Nawiązując do „inności” muzyki składającej się na „Jar of Flies” w 1999 roku w wywiadzie udzielonym magazynowi „Guitar World” Jerry Cantrell powiedział: „Sukces ‘Jar of Flies’ pokazał nam, że możemy zrobić co nam się podoba i jest duża szansa, że to również spodoba się innym.”
Wydaje mi się, że nie ma chyba na świecie fana Alice in Chains, który byłby w stanie zignorować piękno „Jar od Flies” i jego bezsprzeczną wyjątkowość. Ta minimalistyczna forma zawiera w sobie maksimum treści i znaczeń. Cztery z siedmiu tekstów napisane zostały przez Layne’a Staleya i doszukamy się w nich odniesień do ówczesnego stanu emocjonalnego wokalisty. Refleksje o tym, że lepiej w ogóle nie istnieć niż nie móc być sobą i ewidentny eskapizm, który ujawnia się w co drugiej linijce dobitnie świadczą o tym, że jego problemy na tamtym etapie się nie skończyły.
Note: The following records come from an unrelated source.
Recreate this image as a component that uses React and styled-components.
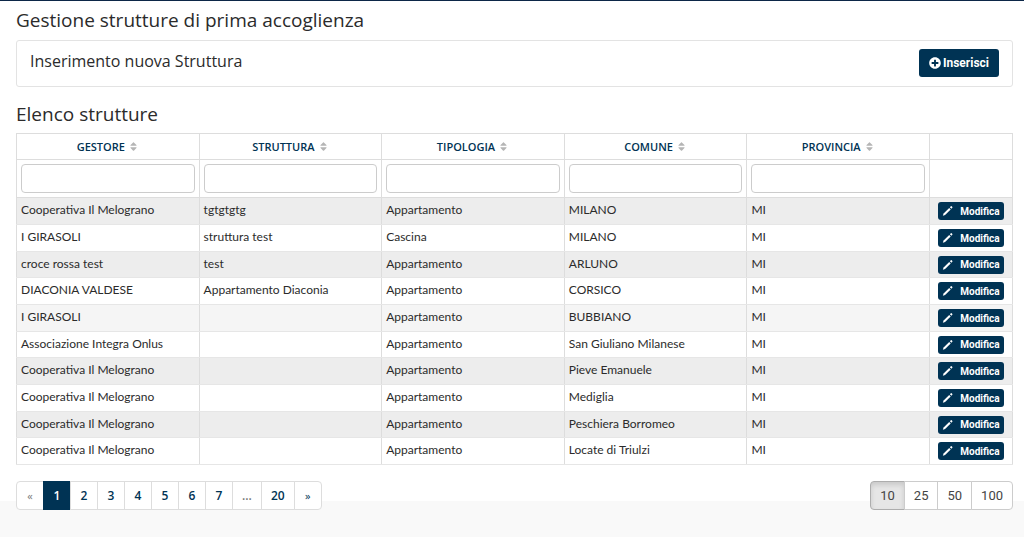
import React from 'react';
import styled, { createGlobalStyle } from 'styled-components';
import { FaPlusCircle, FaSort } from 'react-icons/fa';

const GlobalStyle = createGlobalStyle`
* {
  box-sizing: border-box;
}
body {
  margin: 0;
  background-color: #f9f9f9;
  font-family: "Open Sans", sans-serif;
  color: #2b2b2b;
}
`

const Page = styled.main`
border-top: 1px solid #0c2748;
background: linear-gradient(#fff, #fff) no-repeat top / 100% calc(100% - 9px);
padding: 8px 11px 0 16px;
`

const Title = styled.h1`
margin: 0;
font-size: 19px;
line-height: 23px;
font-weight: 400;
`

const ListTitle = styled(Title).attrs({ as: 'h2' })`
margin: 16px 0 7px;
`

const Panel = styled.section`
display: flex;
justify-content: space-between;
align-items: flex-start;
margin-top: 8px;
padding: 8px 13px 9px;
border: 1px solid #e3e3e3;
border-radius: 3px;
`

const PanelTitle = styled.h2`
margin: 0;
font-size: 16px;
line-height: 25px;
font-weight: 400;
`

const DarkButton = styled.button`
display: inline-flex;
align-items: center;
justify-content: center;
gap: ${props => props.$small ? '6px' : '2px'};
height: ${props => props.$small ? '18px' : '28px'};
padding: ${props => props.$small ? '0 4px' : '0 10px'};
border: 0;
border-radius: 3px;
background-color: #003354;
color: #fff;
font-family: Roboto, sans-serif;
font-size: ${props => props.$small ? '10px' : '12px'};
font-weight: 700;
cursor: pointer;
`

const Table = styled.table`
width: 100%;
table-layout: fixed;
border-collapse: collapse;
border: 1px solid #ddd;
font-family: Lato, sans-serif;
font-size: 12px;
line-height: 16px;
`

const HeaderCell = styled.th`
width: ${props => props.$action ? '83px' : 'auto'};
height: 26px;
padding: 0 4px;
border: 1px solid #ddd;
`

const SortButton = styled.button`
display: inline-flex;
align-items: center;
gap: 3px;
padding: 0;
border: 0;
background: none;
color: #003354;
font-family: "Open Sans", sans-serif;
font-size: 11px;
line-height: 16px;
font-weight: 600;
text-transform: uppercase;
cursor: pointer;
svg {
  color: #b5b5b5;
}
`

const FilterCell = styled.td`
height: 38px;
padding: 0 4px;
border: 1px solid #ddd;
`

const FilterInput = styled.input`
display: block;
width: 100%;
height: 29px;
padding: 0 8px;
border: 1px solid #ccc;
border-radius: 4px;
background-color: #fff;
font: inherit;
`

// rows alternate between 27px and 26px so that ten of them fill 267px
const Row = styled.tr`
height: 27px;
background-color: ${props => props.$hovered ? '#f5f5f5' : '#fff'};
&:nth-child(odd) {
  background-color: ${props => props.$hovered ? '#f5f5f5' : '#ededed'};
}
&:nth-child(3n) {
  height: 26px;
}
`

const Cell = styled.td`
padding: 0 4px 2px;
border: 1px solid #ddd;
border-top-color: #e6e6e6;
border-bottom-color: #e6e6e6;
vertical-align: middle;
white-space: nowrap;
`

const ActionCell = styled(Cell)`
padding: 0 4px;
text-align: center;
button {
  vertical-align: middle;
}
`

const Footer = styled.footer`
display: flex;
justify-content: space-between;
margin-top: 16px;
`

const PageList = styled.ul`
display: flex;
margin: 0;
padding: 0;
list-style: none;
`

const PageLink = styled.a`
display: block;
min-width: 28px;
height: 29px;
margin-right: -1px;
padding: 0 9px;
border: 1px solid ${props => props.$active ? '#003354' : '#ddd'};
border-radius: ${props => props.$edge === 'first' ? '4px 0 0 4px' : props.$edge === 'last' ? '0 4px 4px 0' : '0'};
background-color: ${props => props.$active ? '#003354' : '#fff'};
color: ${props => props.$active ? '#fff' : props.$muted ? '#777' : '#003354'};
font-size: ${props => props.$edge ? '11px' : '12px'};
line-height: 27px;
font-weight: ${props => props.$edge ? '400' : '600'};
text-align: center;
text-decoration: none;
`

const SizeGroup = styled.div`
display: flex;
`

const SizeButton = styled.button`
height: 29px;
margin-left: -1px;
padding: 0 9px;
border: 1px solid ${props => props.$active ? '#adadad' : '#ccc'};
background-color: ${props => props.$active ? '#e6e6e6' : '#fff'};
box-shadow: ${props => props.$active ? 'inset 0 3px 5px rgba(0, 0, 0, 0.125)' : 'none'};
color: #444;
font-family: Roboto, sans-serif;
font-size: 13px;
cursor: pointer;
&:first-child {
  border-radius: 4px 0 0 4px;
}
&:last-child {
  border-radius: 0 4px 4px 0;
}
`

const columns = ['Gestore', 'Struttura', 'Tipologia', 'Comune', 'Provincia']

const strutture = [
    ['Cooperativa Il Melograno', 'tgtgtgtg', 'Appartamento', 'MILANO', 'MI'],
    ['I GIRASOLI', 'struttura test', 'Cascina', 'MILANO', 'MI'],
    ['croce rossa test', 'test', 'Appartamento', 'ARLUNO', 'MI'],
    ['DIACONIA VALDESE', 'Appartamento Diaconia', 'Appartamento', 'CORSICO', 'MI'],
    ['I GIRASOLI', '', 'Appartamento', 'BUBBIANO', 'MI'],
    ['Associazione Integra Onlus', '', 'Appartamento', 'San Giuliano Milanese', 'MI'],
    ['Cooperativa Il Melograno', '', 'Appartamento', 'Pieve Emanuele', 'MI'],
    ['Cooperativa Il Melograno', '', 'Appartamento', 'Mediglia', 'MI'],
    ['Cooperativa Il Melograno', '', 'Appartamento', 'Peschiera Borromeo', 'MI'],
    ['Cooperativa Il Melograno', '', 'Appartamento', 'Locate di Triulzi', 'MI'],
]

const pages = ['«', '1', '2', '3', '4', '5', '6', '7', '...', '20', '»']
const sizes = [10, 25, 50, 100]

function PencilIcon() {
    return (
        <svg width="12" height="12" viewBox="0 0 12 12" fill="currentColor" aria-hidden="true">
            <path d="M.8 10.7l.8-2.3 5.6-5.5 1.5 1.5-5.6 5.5z" />
            <path d="M7.9 2.2l.9-.9a.7.7 0 0 1 .9 0l.6.6a.7.7 0 0 1 0 .9l-.9.9z" />
        </svg>
    )
}

function Pagination(props) {
    return (
        <nav aria-label="Pagine">
            <PageList>
                {pages.map((item, index) => (
                    <li key={index}>
                        <PageLink
                            href="#"
                            $active={item === props.current}
                            $muted={item === '«' || item === '...'}
                            $edge={index === 0 ? 'first' : index === pages.length - 1 ? 'last' : ''}>
                            {item}
                        </PageLink>
                    </li>
                ))}
            </PageList>
        </nav>
    )
}

function App() {
    const [size, setSize] = React.useState(10);

    return (
        <>
            <GlobalStyle />
            <Page>
                <Title>Gestione strutture di prima accoglienza</Title>
                <Panel>
                    <PanelTitle>Inserimento nuova Struttura</PanelTitle>
                    <DarkButton type="button">
                        <FaPlusCircle size={12} />
                        Inserisci
                    </DarkButton>
                </Panel>

                <ListTitle>Elenco strutture</ListTitle>
                <Table>
                    <thead>
                        <tr>
                            {columns.map(name => (
                                <HeaderCell key={name} scope="col">
                                    <SortButton type="button">
                                        {name}
                                        <FaSort size={11} />
                                    </SortButton>
                                </HeaderCell>
                            ))}
                            <HeaderCell $action />
                        </tr>
                        <tr>
                            {columns.map(name => (
                                <FilterCell key={name}>
                                    <FilterInput type="text" aria-label={name} />
                                </FilterCell>
                            ))}
                            <FilterCell />
                        </tr>
                    </thead>
                    <tbody>
                        {strutture.map((row, index) => (
                            <Row key={index} $hovered={index === 4}>
                                {row.map((value, i) => (
                                    <Cell key={i}>{value}</Cell>
                                ))}
                                <ActionCell>
                                    <DarkButton type="button" $small>
                                        <PencilIcon />
                                        Modifica
                                    </DarkButton>
                                </ActionCell>
                            </Row>
                        ))}
                    </tbody>
                </Table>

                <Footer>
                    <Pagination current="1" />
                    <SizeGroup role="group" aria-label="Righe per pagina">
                        {sizes.map(item => (
                            <SizeButton key={item} type="button" $active={item === size}
                                onClick={() => setSize(item)}>
                                {item}
                            </SizeButton>
                        ))}
                    </SizeGroup>
                </Footer>
            </Page>
        </>
    )
}

export default App;
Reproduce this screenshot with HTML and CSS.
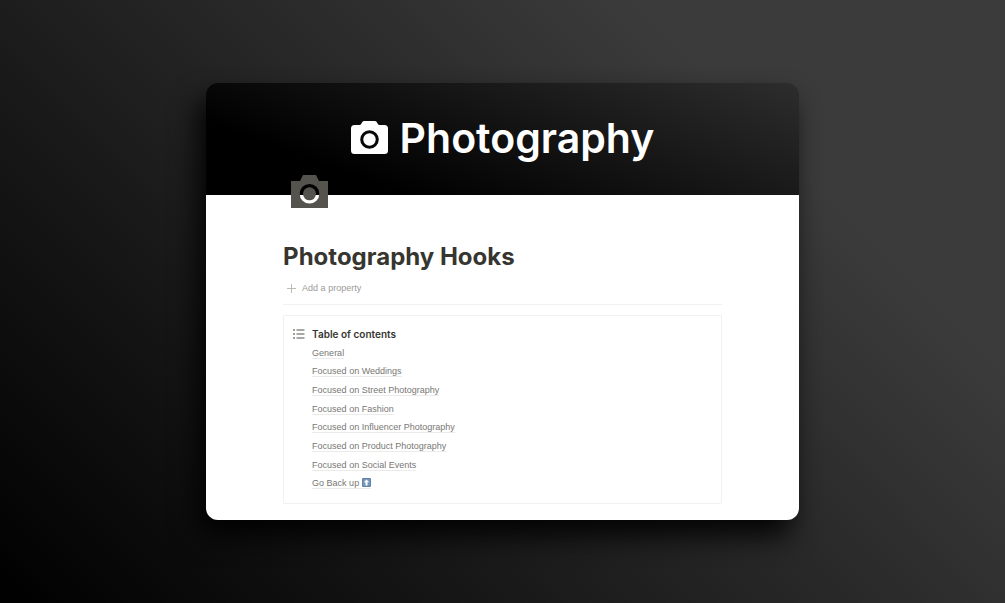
FILE: index.html
```html
<!DOCTYPE html>
<html lang="en">
<head>
<meta charset="utf-8">
<meta name="viewport" content="width=device-width, initial-scale=1">
<title>Photography Hooks</title>
<link rel="stylesheet" href="styles.css">
</head>
<body>
<main class="card">
  <header class="cover">
    <svg class="cover-icon" viewBox="0 0 37 33" aria-hidden="true">
      <path fill="#fff" fill-rule="evenodd" d="M13 0H24Q25.500 0 26 1.500Q27 4 28.500 4H33.500Q37 4 37 7.500V29.500Q37 33 33.500 33H3.500Q0 33 0 29.500V7.500Q0 4 3.500 4H8.500Q10 4 11 1.500Q11.500 0 13 0ZM18.500 9.200a9.300 9.300 0 1 0 0 18.600a9.300 9.300 0 1 0 0-18.600Z"/>
      <circle cx="18.500" cy="18.500" r="6.200" fill="#fff"/>
    </svg>
    <span class="cover-title">Photography</span>
  </header>
  <section class="page">
    <svg class="page-icon" viewBox="0 0 37 33" aria-hidden="true">
      <path fill="#55534e" fill-rule="evenodd" d="M12 0H25L28 6H37V33H0V6H9ZM18.500 9a9.800 9.800 0 1 0 0 19.600a9.800 9.800 0 1 0 0-19.600Z"/>
      <circle cx="18.500" cy="18.800" r="6.500" fill="#55534e"/>
    </svg>
    <h1 class="page-title">Photography Hooks</h1>
    <button class="add-property" type="button">
      <svg class="plus" viewBox="0 0 9 9" aria-hidden="true"><path d="M4.500 0V9M0 4.500H9" stroke="#b4b3b0" stroke-width="0.900"/></svg>
      Add a property
    </button>
    <nav class="contents" aria-labelledby="contents-title">
      <svg class="list-icon" viewBox="0 0 12 10" aria-hidden="true">
        <path d="M3.500 1H11.500M3.500 5H11.500M3.500 9H11.500" stroke="#55534e" stroke-width="1.200"/>
        <path d="M0.300 1H1.800M0.300 5H1.800M0.300 9H1.800" stroke="#55534e" stroke-width="1.400"/>
      </svg>
      <div class="contents-body">
        <h2 class="contents-title" id="contents-title">Table of contents</h2>
        <ul class="links">
          <li><a href="#general">General</a></li>
          <li><a href="#weddings">Focused on Weddings</a></li>
          <li><a href="#street">Focused on Street Photography</a></li>
          <li><a href="#fashion">Focused on Fashion</a></li>
          <li><a href="#influencer">Focused on Influencer Photography</a></li>
          <li><a href="#product">Focused on Product Photography</a></li>
          <li><a href="#social">Focused on Social Events</a></li>
          <li><a href="#top">Go Back up <svg class="up" viewBox="0 0 10 10" role="img" aria-label="up arrow"><rect width="10" height="10" rx="1.500" fill="#58799f"/><rect x="0.700" y="0.700" width="8.600" height="8.600" rx="1" fill="#7596b9"/><path d="M5 1.600L8 4.800H6.100V8.300H3.900V4.800H2Z" fill="#fff"/></svg></a></li>
        </ul>
      </div>
    </nav>
  </section>
</main>
</body>
</html>
```
FILE: styles.css
```css
* {
  box-sizing: border-box;
}

body {
  margin: 0;
  min-height: 100vh;
  display: flex;
  align-items: center;
  justify-content: center;
  font-family: Inter, "Liberation Sans", sans-serif;
  background: linear-gradient(45deg, #000 0%, #3b3b3b 77%, #3b3b3b 100%);
}

.card {
  width: 59%;
  border-radius: 12px;
  box-shadow: -8px 16px 28px rgba(0, 0, 0, 0.9);
}

.cover {
  display: flex;
  align-items: center;
  justify-content: center;
  gap: 12px;
  height: 112px;
  padding-bottom: 3px;
  border-radius: 12px 12px 0 0;
  background: linear-gradient(20deg, #000 22%, #2d2d2d 100%);
}

.cover-icon {
  width: 37px;
  height: 33px;
}

.cover-title {
  color: #fff;
  font-size: 41px;
  font-weight: 600;
  line-height: 48px;
}

.page {
  display: flow-root;
  padding: 0 13% 16px;
  border-radius: 0 0 12px 12px;
  background: #fff;
}

.page-icon {
  position: relative;
  display: block;
  width: 37px;
  height: 33px;
  margin: -20px 0 0 8px;
}

.page-title {
  margin: 33px 0 0;
  color: #37352f;
  font-size: 24px;
  font-weight: 700;
  line-height: 32px;
}

.add-property {
  display: flex;
  align-items: center;
  gap: 6px;
  width: 100%;
  padding: 8px 4px;
  border: 0;
  border-bottom: 1px solid #f1f1f0;
  background: none;
  color: #9b9a97;
  font: 400 9px/15px "Liberation Sans", Arial, sans-serif;
}

.plus {
  width: 9px;
  height: 9px;
}

.contents {
  display: flex;
  gap: 7px;
  margin-top: 10px;
  padding: 10px 9px;
  border: 1px solid #f1f1f0;
  border-radius: 1px;
}

.list-icon {
  width: 12px;
  height: 10px;
  margin-top: 3px;
}

.contents-title {
  margin: 0 0 2px;
  color: #37352f;
  font-size: 10px;
  font-weight: 600;
  line-height: 16px;
}

.links {
  display: grid;
  grid-auto-rows: 1fr;
  align-items: center;
  min-height: 149px;
  margin: 0;
  padding: 0;
  list-style: none;
  font-family: "Liberation Sans", Arial, sans-serif;
  font-size: 9px;
  line-height: 15px;
}

.links a {
  color: #787774;
  text-decoration: none;
  border-bottom: 1px solid #ebebe9;
}

.up {
  width: 9px;
  height: 9px;
  vertical-align: -1px;
}
```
Z kolei w całości stworzony przez Jerry’ego Cantrella utwór „No Excuses” to rozczulające wyznanie skierowane do przyjaciela (wszystko wskazuje na to, że chodziło o Layne’a), w którym autor zapewnia go o swojej dozgonnej miłości i wsparciu. Jest to też pierwszy singiel i największy przebój pochodzący z tej płyty, zagrany również podczas słynnego koncertu unplugged.
Z ciekawostek warto wspomnieć o tym, że melodia z „Don’t Follow” stała się lejtmotywem serii „Mind Wide Open”, którą w 2020 roku rozpoczęła na swoim Instagramie Lily Cornell Silver. Był to cykl wywiadów, których bohaterami byli lekarze i osoby działające na rzecz ludzi znajdujących się w kryzysie psychicznym, a także znani i lubiani (w tym choćby Eddie Vedder, ale też Taylor Momsen, Ann Wilson czy Jack Osbourne).
Godny odnotowania jest także fakt, że na altówce słyszanej wśród pojawiających się na „Jar of FLies” smyczków gra April Acevez, wtedy dziewczyna, a teraz żona Matta Camerona. W ogóle wzbogacenie „I Stay Away” o sekcję tychże instrumentów było, według mnie, wspaniałym posunięciem a utwór robi przez to iście piorunujące wrażenie.
To co wokalnie robią na albumie „Jar of Flies” Layne z Jerry’m oczywiście stanowi ten najbardziej rzucający się w uszy czynnik – ich harmonie i niepowtarzalne wzajemne uzupełnianie się osiągają tu wprost mistrzowski wymiar. Uważam jednak, że na uwagę zasługuje również gra Seana Kinneya. Na EPce uzyskał on tak doskonałe brzmienie perkusji, że każdorazowo słuchając jej zbieram szczękę z podłogi.
Zresztą, „Jar of Flies” to po prostu album, na którym każdy element układanki znajduje się dokładnie w tym miejscu, w którym powinien, nie ma tam ani jednego zbędnego dźwięku, przesady czy też przebijającego się gdziekolwiek przekonania o własnej niezwykłości. Jest po prostu granie muzyki podane z wykorzystaniem wszelkich sprawdzonych prawideł i płynącej prosto z serca.
Po tym wszystkim, co przeczytaliście nie będzie to ani zagadką, ani zaskoczeniem jeśli wyznam, że „Jar of Flies” jest jedną z moich ukochanych płyt w ogóle. Ewenement, prawdziwy muzyczny pożar, wyjątek potwierdzający regułę – nazwijcie ją jak chcecie, tylko przy okazji sięgnijcie po nią i koniecznie, urodzinowo, jej dziś posłuchajcie.